Below are some of the important recommendations made by the Committee in its report published on 23rd January 2013.

  1. The Committee acknowledges that it would be very difficult for all Primary Agricultural Credit Societies (PACS) to attain core-banking systems and ATM switch needed to comply with the new guidelines ruling the provision of agriculture credit (these require the provision of ATM and POS-device enabled Kisan Credit Cards). It has therefore recommended all PACS to be converted into Business correspondents (BC) to their respective Central Cooperative Banks (Current regulations allow for PACS to be BCs to commercial banks and RRBs). PACS are anyway not covered under deposit insurance (DICGC) and therefore depositors at the PACS (not a significant contributor to the loans given by PACS, as 90% of the loans through PACS are funded by the respective CCBs) would become normal shareholding members of the CCB with voting rights for ‘active’ members. What constitutes ‘active’ is to be specified by RBI.
  2. The Committee stated that STCCS must provide atleast 15% of the agriculture credit requirements in its area of operations and gradually increase it to atleast 30% (as well as have atleast 70% of the loan portfolio for agriculture). If the CCS is unable to achieve the 15% and is consistently underperforming, it must be converted into an Urban-Cooperative Bank (UCB). Similarly, State Cooperative Banks in the North-eastern region, as well as in the smaller States and union territories be converted into UCBs, as either the need for agriculture credit is insignificant in their areas or the customers were already urban to begin with.
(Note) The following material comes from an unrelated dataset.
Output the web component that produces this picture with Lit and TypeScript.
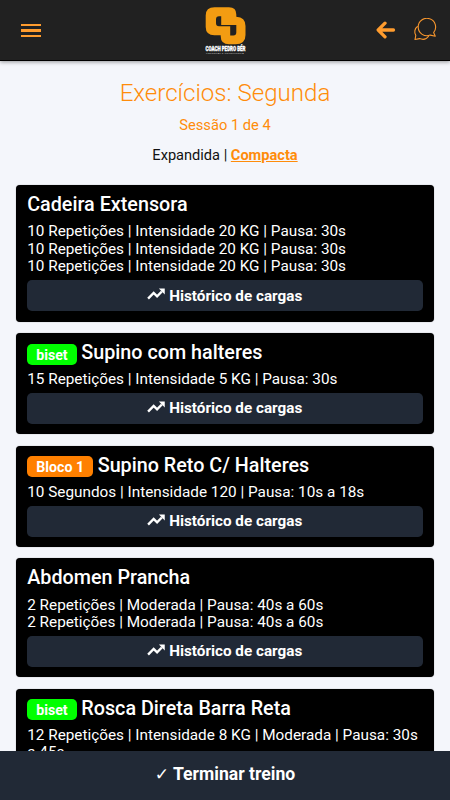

  3. The Committee noted that while the CCBs are placing their deposits with the State Cooperative banks in the form of term deposits in order to meet their SLR and CRR requirements, the State Cooperative banks have lent larger amounts to the same CCBs, which makes these term deposits highly risky. The Committee recommends that measures be put in place to prescribe safe investment norms for these deposits placed by the CCBs in their State Cooperative banks, one way being by prescribing targets for allocation to the food consortium credit.
  4. The Committee recommends that if a State gets divided, this does not necessarily have to result in a well-functioning State Cooperative Bank getting split between the two new States, and must instead be allowed to continue in the form of a multi-state cooperative bank.
  5. While an amount of Rs.9002 crore was released by NABARD as Central government’s share, and the state governments have released Rs.856 crore as recapitalisation assistance as part of the Vaidyanathan Committee Reforms, there remains a significant dearth of funds for the same. The Bakshi Committee looked into various strategies for achieving higher CRAR for the CCBs. (the Committee has estimated the additional capital required to be between Rs.4000 cr – Rs. 6500 cr based on the 4 models elucidated in the report). The Committee has arrived at numbers for the additional capital requirements for different categories of CCBs, namely, unlicensed CCBs, unlicensed banks recommended for license in 2012-13, licensed banks with less than 4% CRAR, banks with CRAR between 4%-7%, and banks with CRAR 7% or more. The recommendations to mobilise additional capital are through the following ways:
    • Since technically, capital is to be contributed only by members of the cooperative, an analysis was carried out to see the feasibility of mobilising capital on a per borrowing member basis for the CCBs. For a proportion of the CCBs that were required to mobilise upto Rs.25 lakh per PACS, the Committee has concluded that it is feasible to do so by mobilising upto Rs.4000 per borrowing member over a 4 year period. However, for CCBs that need to raise more than Rs.25 lakh per PACS, the report has put forth suggestions such as converting non-borrowing members into borrowing members, and to enrol more members.
    • RBI can permit CCBs to issue, and to treat as Tier-1 capital, fixed interest bearing deposits to members (convertible to regular shares after the CCB achieves the CRAR targets), as well as perpetual bonds to individuals and States.
    • RBI can permit the treatment of Tier-2 capital as Tier-1 capital to an extent of 150% of Tier-1 capital for a limited period.
    • Banks that cannot mobilise capital through any of these strategies would eventually have to opt for consolidation (of 2-4 CCBs in order to achieve sustainable CRAR levels) or closure/ liquidation (such as of small CCBs). The Committee has called for constituting a Working group for each State to look into implementation and legal aspects of such a consolidation exercise. Broad parameters for deciding on consolidation were specified, such as a minimum business level of Rs.200 cr for the consolidated CCB, achieving CRAR targets within specified time limits, as well as giving preference for consolidation of contiguous operational areas.
  6. Besides changes to the various Acts to put the above recommendations into practice, the Committee has made various recommendations for amendments to the Banking Regulations Act, as well as other Acts, to bestow more powers to the RBI to involve in governance and other internal issues within the CCBs.